I presume there is a chance the harm can be undone. As antibiotics are less used, the few resistant bacteria will compete with the many non resistant bacteria and hopefully go extinct.
Extinction is unlikely, unless having resistance comes at a very high cost to the organism. I would not necessarily assume this is the case, though. These are genes that may have already existed in a subset of these bacteria, just as random genetic variation, and then we came along and selectively bred the ones with a natural resistance to our antibiotics.
Think of it like the black death in humans. When this disease suddenly made the jump to humans, some people had naturally higher resistance and some had lower resistance, all just due to random genetic variation. The disease spared people who were more resistant and killed people who were less resistant, and now humans today carry genes that protect us from this disease, even though we have not had another black plague for hundreds of years. Even if we eradicated the disease entirely, we will probably still carry resistance for thousands of years. It's just a part of our genetic makeup now.
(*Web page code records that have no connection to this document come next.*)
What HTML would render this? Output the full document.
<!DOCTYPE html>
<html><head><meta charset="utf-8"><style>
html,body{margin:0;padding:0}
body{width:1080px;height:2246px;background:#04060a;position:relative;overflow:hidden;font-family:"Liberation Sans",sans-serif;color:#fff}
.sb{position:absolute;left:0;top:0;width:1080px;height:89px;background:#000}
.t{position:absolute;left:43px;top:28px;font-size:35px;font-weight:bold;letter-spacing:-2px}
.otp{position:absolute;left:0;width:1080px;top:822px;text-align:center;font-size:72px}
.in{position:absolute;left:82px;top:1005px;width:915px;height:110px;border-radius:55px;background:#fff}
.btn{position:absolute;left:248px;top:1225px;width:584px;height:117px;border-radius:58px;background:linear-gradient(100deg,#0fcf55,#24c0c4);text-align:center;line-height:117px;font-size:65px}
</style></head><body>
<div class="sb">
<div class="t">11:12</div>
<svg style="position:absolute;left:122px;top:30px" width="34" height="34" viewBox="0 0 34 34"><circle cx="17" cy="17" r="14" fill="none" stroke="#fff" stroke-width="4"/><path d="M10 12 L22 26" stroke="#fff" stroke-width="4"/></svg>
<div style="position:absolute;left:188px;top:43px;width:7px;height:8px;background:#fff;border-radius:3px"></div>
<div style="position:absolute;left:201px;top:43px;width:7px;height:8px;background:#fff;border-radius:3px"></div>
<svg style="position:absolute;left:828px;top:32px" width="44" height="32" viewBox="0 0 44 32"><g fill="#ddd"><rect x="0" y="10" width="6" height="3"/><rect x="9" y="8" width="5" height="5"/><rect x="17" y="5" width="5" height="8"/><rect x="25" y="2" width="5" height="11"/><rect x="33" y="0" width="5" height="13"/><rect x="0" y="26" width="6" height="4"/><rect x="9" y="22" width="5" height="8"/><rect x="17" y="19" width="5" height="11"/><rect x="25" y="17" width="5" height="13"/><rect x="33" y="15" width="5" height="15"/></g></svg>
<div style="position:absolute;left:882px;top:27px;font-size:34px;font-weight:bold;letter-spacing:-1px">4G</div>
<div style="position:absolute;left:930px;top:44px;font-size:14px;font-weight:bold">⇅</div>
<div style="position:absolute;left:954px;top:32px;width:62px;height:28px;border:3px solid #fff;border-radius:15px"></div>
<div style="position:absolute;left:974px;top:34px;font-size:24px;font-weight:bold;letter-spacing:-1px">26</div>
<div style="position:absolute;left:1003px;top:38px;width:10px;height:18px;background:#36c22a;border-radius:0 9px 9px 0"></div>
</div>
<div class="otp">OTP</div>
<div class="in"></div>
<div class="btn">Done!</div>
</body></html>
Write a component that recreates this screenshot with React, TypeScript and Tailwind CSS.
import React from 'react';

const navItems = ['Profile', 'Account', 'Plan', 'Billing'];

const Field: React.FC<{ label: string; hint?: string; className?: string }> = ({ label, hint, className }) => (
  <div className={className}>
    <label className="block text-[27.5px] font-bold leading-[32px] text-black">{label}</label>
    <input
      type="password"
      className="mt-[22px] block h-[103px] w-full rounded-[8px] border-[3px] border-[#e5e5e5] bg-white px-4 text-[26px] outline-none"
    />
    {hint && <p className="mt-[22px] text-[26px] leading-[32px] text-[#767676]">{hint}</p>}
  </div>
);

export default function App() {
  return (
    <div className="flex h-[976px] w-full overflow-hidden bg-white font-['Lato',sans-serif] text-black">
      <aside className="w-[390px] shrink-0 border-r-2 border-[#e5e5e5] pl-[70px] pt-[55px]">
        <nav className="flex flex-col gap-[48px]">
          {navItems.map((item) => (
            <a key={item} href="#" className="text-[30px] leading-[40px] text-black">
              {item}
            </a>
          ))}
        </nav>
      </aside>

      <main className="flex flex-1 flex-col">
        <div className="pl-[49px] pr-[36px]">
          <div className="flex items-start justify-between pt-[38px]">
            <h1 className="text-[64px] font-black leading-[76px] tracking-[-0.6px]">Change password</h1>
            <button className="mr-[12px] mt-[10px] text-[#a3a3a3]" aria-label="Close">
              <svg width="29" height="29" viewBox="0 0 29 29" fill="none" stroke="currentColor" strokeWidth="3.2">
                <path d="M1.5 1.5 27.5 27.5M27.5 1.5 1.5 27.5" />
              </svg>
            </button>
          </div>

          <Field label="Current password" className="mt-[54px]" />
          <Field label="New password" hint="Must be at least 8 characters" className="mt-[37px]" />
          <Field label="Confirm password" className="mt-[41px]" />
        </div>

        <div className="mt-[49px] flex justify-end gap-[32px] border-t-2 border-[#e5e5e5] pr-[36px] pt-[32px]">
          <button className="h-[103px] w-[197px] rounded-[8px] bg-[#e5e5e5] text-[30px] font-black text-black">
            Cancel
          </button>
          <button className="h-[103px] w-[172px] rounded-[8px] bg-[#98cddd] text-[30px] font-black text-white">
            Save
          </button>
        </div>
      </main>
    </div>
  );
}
Back to bacteria, even if antibiotic resistance does come at a high cost to the organism and there is selective pressure against it in the absence of antibiotics, it is still very unlikely that we can get back to the way it was when antiobiotics were new. Once a deleterious trait appears in a population, it has a way of sticking around (e.g., see numerous deadly genetic diseases carried by humans).
Basically, the cat is out of the bag. We need to drastically reduce our use of modern antibiotics to buy ourselves time to develop new antibiotics--and we need to keep the new antibiotics very tightly controlled.
But my point is that if you cease to apply a selective pressure, suddenly the organism that were suppressed by this selective pressure thrive. Whereas in the case of the back death the pressure didn't disappear, we just developed a resistance (if that's the case).